EXERCISE GOAL:
Exactly as written, quote every line that follows, skipping the images.

● ● ●

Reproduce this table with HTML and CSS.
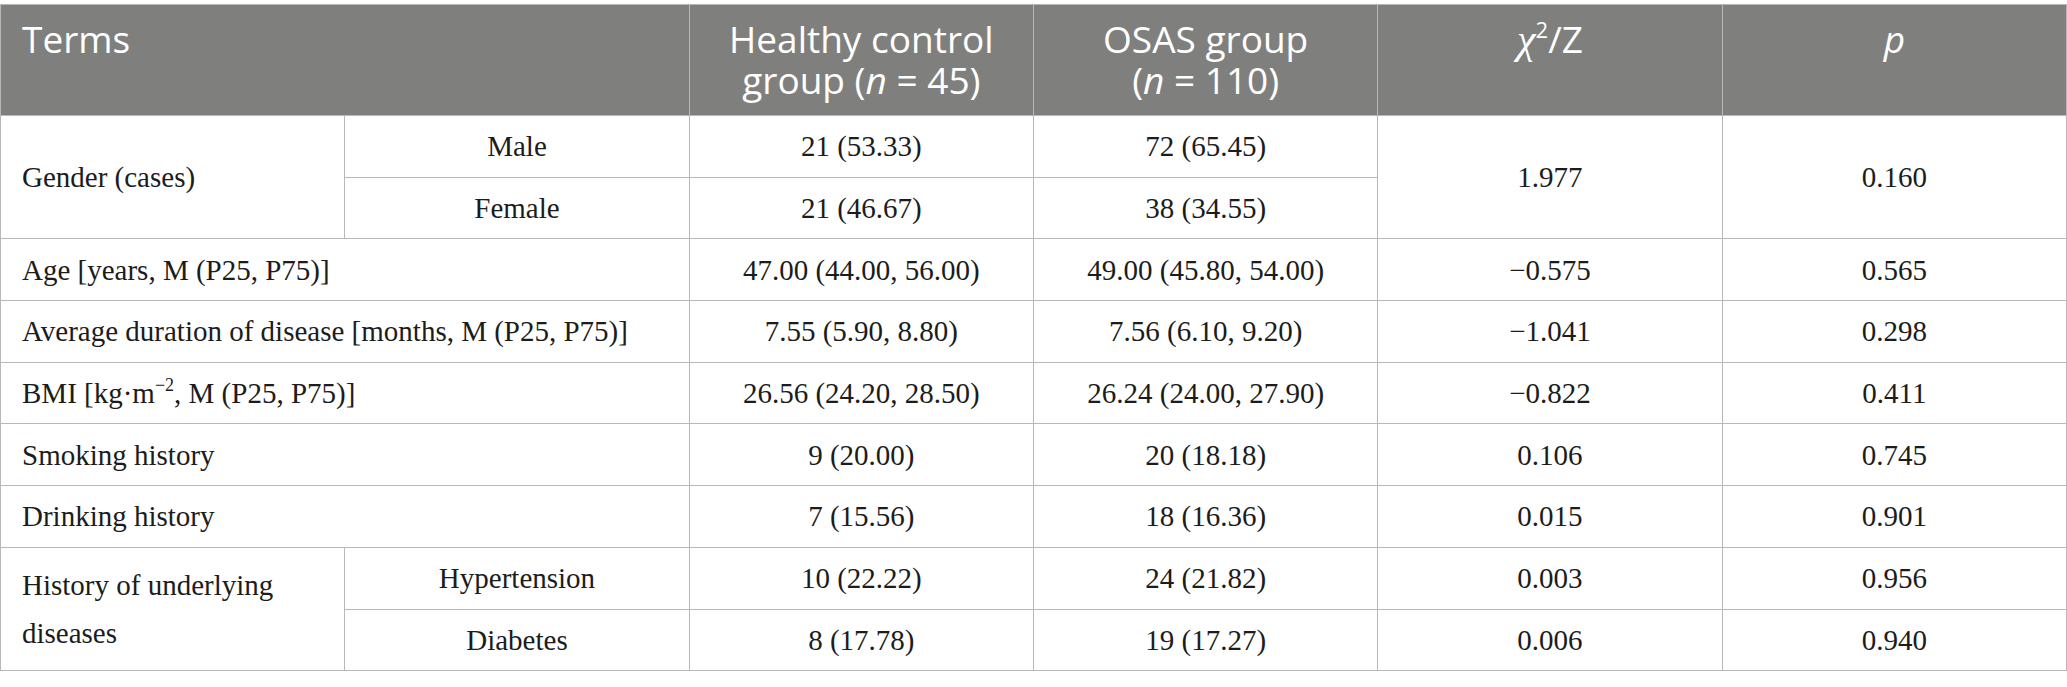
FILE: index.html
```html
<!DOCTYPE html>
<html lang="en">
<head>
<meta charset="utf-8">
<title>Table</title>
<link rel="stylesheet" href="styles.css">
</head>
<body>
<table class="data">
  <colgroup>
    <col class="c"><col class="c"><col class="c"><col class="c"><col class="c"><col class="c">
  </colgroup>
  <thead>
    <tr>
      <th colspan="2" class="left">Terms</th>
      <th>Healthy control<br>group (<i>n</i> = 45)</th>
      <th>OSAS group<br>(<i>n</i> = 110)</th>
      <th><i class="chi">χ</i><sup class="hsup">2</sup>/Z</th>
      <th><i>p</i></th>
    </tr>
  </thead>
  <tbody>
    <tr>
      <td rowspan="2" class="left">Gender (cases)</td>
      <td>Male</td>
      <td>21 (53.33)</td>
      <td>72 (65.45)</td>
      <td rowspan="2">1.977</td>
      <td rowspan="2">0.160</td>
    </tr>
    <tr>
      <td>Female</td>
      <td>21 (46.67)</td>
      <td>38 (34.55)</td>
    </tr>
    <tr>
      <td colspan="2" class="left">Age [years, M (P25, P75)]</td>
      <td>47.00 (44.00, 56.00)</td>
      <td>49.00 (45.80, 54.00)</td>
      <td>−0.575</td>
      <td>0.565</td>
    </tr>
    <tr>
      <td colspan="2" class="left">Average duration of disease [months, M (P25, P75)]</td>
      <td>7.55 (5.90, 8.80)</td>
      <td>7.56 (6.10, 9.20)</td>
      <td>−1.041</td>
      <td>0.298</td>
    </tr>
    <tr>
      <td colspan="2" class="left">BMI [kg·m<sup class="bsup">−2</sup>, M (P25, P75)]</td>
      <td>26.56 (24.20, 28.50)</td>
      <td>26.24 (24.00, 27.90)</td>
      <td>−0.822</td>
      <td>0.411</td>
    </tr>
    <tr>
      <td colspan="2" class="left">Smoking history</td>
      <td>9 (20.00)</td>
      <td>20 (18.18)</td>
      <td>0.106</td>
      <td>0.745</td>
    </tr>
    <tr>
      <td colspan="2" class="left">Drinking history</td>
      <td>7 (15.56)</td>
      <td>18 (16.36)</td>
      <td>0.015</td>
      <td>0.901</td>
    </tr>
    <tr>
      <td rowspan="2" class="left">History of underlying diseases</td>
      <td>Hypertension</td>
      <td>10 (22.22)</td>
      <td>24 (21.82)</td>
      <td>0.003</td>
      <td>0.956</td>
    </tr>
    <tr>
      <td>Diabetes</td>
      <td>8 (17.78)</td>
      <td>19 (17.27)</td>
      <td>0.006</td>
      <td>0.940</td>
    </tr>
  </tbody>
</table>
</body>
</html>
```

FILE: styles.css
```css
html, body {
  margin: 0;
  padding: 0;
  background: #ffffff;
}
body {
  padding-top: 4px;
}
.data {
  width: 2067px;
  table-layout: fixed;
  border-collapse: collapse;
  border: 1px solid #b8b8b8;
}
.data .c {
  width: 16.6667%;
}
.data th,
.data td {
  border: 1px solid #b8b8b8;
  text-align: center;
}
.data thead tr {
  height: 111px;
}
.data th {
  background: #7f807e;
  color: #ffffff;
  font-family: "Open Sans", "Liberation Sans", sans-serif;
  font-weight: 400;
  font-size: 37px;
  line-height: 41px;
  vertical-align: top;
  padding: 13px 10px 13px 10px;
}
.data tbody tr {
  height: 61.7px;
}
.data td {
  font-family: "Liberation Serif", "Times New Roman", serif;
  font-size: 29px;
  line-height: 48px;
  color: #1c1c1c;
  vertical-align: middle;
  padding: 0 20px;
}
.data .left {
  text-align: left;
  padding-left: 21px;
}
.chi {
  font-family: "Liberation Serif", serif;
  font-size: 42px;
}
.hsup {
  font-size: 22px;
  line-height: 0;
  vertical-align: 15px;
}
.bsup {
  font-size: 18px;
  line-height: 0;
  vertical-align: 12px;
}
```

● ● ●

TASK SOLUTION:
Reproduce this table with HTML and CSS.
FILE: index.html
```html
<!DOCTYPE html>
<html lang="en">
<head>
<meta charset="utf-8">
<title>Table</title>
<link rel="stylesheet" href="styles.css">
</head>
<body>
<table class="data">
  <colgroup>
    <col class="c"><col class="c"><col class="c"><col class="c"><col class="c"><col class="c">
  </colgroup>
  <thead>
    <tr>
      <th colspan="2" class="left">Terms</th>
      <th>Healthy control<br>group (<i>n</i> = 45)</th>
      <th>OSAS group<br>(<i>n</i> = 110)</th>
      <th><i class="chi">χ</i><sup class="hsup">2</sup>/Z</th>
      <th><i>p</i></th>
    </tr>
  </thead>
  <tbody>
    <tr>
      <td rowspan="2" class="left">Gender (cases)</td>
      <td>Male</td>
      <td>21 (53.33)</td>
      <td>72 (65.45)</td>
      <td rowspan="2">1.977</td>
      <td rowspan="2">0.160</td>
    </tr>
    <tr>
      <td>Female</td>
      <td>21 (46.67)</td>
      <td>38 (34.55)</td>
    </tr>
    <tr>
      <td colspan="2" class="left">Age [years, M (P25, P75)]</td>
      <td>47.00 (44.00, 56.00)</td>
      <td>49.00 (45.80, 54.00)</td>
      <td>−0.575</td>
      <td>0.565</td>
    </tr>
    <tr>
      <td colspan="2" class="left">Average duration of disease [months, M (P25, P75)]</td>
      <td>7.55 (5.90, 8.80)</td>
      <td>7.56 (6.10, 9.20)</td>
      <td>−1.041</td>
      <td>0.298</td>
    </tr>
    <tr>
      <td colspan="2" class="left">BMI [kg·m<sup class="bsup">−2</sup>, M (P25, P75)]</td>
      <td>26.56 (24.20, 28.50)</td>
      <td>26.24 (24.00, 27.90)</td>
      <td>−0.822</td>
      <td>0.411</td>
    </tr>
    <tr>
      <td colspan="2" class="left">Smoking history</td>
      <td>9 (20.00)</td>
      <td>20 (18.18)</td>
      <td>0.106</td>
      <td>0.745</td>
    </tr>
    <tr>
      <td colspan="2" class="left">Drinking history</td>
      <td>7 (15.56)</td>
      <td>18 (16.36)</td>
      <td>0.015</td>
      <td>0.901</td>
    </tr>
    <tr>
      <td rowspan="2" class="left">History of underlying diseases</td>
      <td>Hypertension</td>
      <td>10 (22.22)</td>
      <td>24 (21.82)</td>
      <td>0.003</td>
      <td>0.956</td>
    </tr>
    <tr>
      <td>Diabetes</td>
      <td>8 (17.78)</td>
      <td>19 (17.27)</td>
      <td>0.006</td>
      <td>0.940</td>
    </tr>
  </tbody>
</table>
</body>
</html>
```

FILE: styles.css
```css
html, body {
  margin: 0;
  padding: 0;
  background: #ffffff;
}
body {
  padding-top: 4px;
}
.data {
  width: 2067px;
  table-layout: fixed;
  border-collapse: collapse;
  border: 1px solid #b8b8b8;
}
.data .c {
  width: 16.6667%;
}
.data th,
.data td {
  border: 1px solid #b8b8b8;
  text-align: center;
}
.data thead tr {
  height: 111px;
}
.data th {
  background: #7f807e;
  color: #ffffff;
  font-family: "Open Sans", "Liberation Sans", sans-serif;
  font-weight: 400;
  font-size: 37px;
  line-height: 41px;
  vertical-align: top;
  padding: 13px 10px 13px 10px;
}
.data tbody tr {
  height: 61.7px;
}
.data td {
  font-family: "Liberation Serif", "Times New Roman", serif;
  font-size: 29px;
  line-height: 48px;
  color: #1c1c1c;
  vertical-align: middle;
  padding: 0 20px;
}
.data .left {
  text-align: left;
  padding-left: 21px;
}
.chi {
  font-family: "Liberation Serif", serif;
  font-size: 42px;
}
.hsup {
  font-size: 22px;
  line-height: 0;
  vertical-align: 15px;
}
.bsup {
  font-size: 18px;
  line-height: 0;
  vertical-align: 12px;
}
```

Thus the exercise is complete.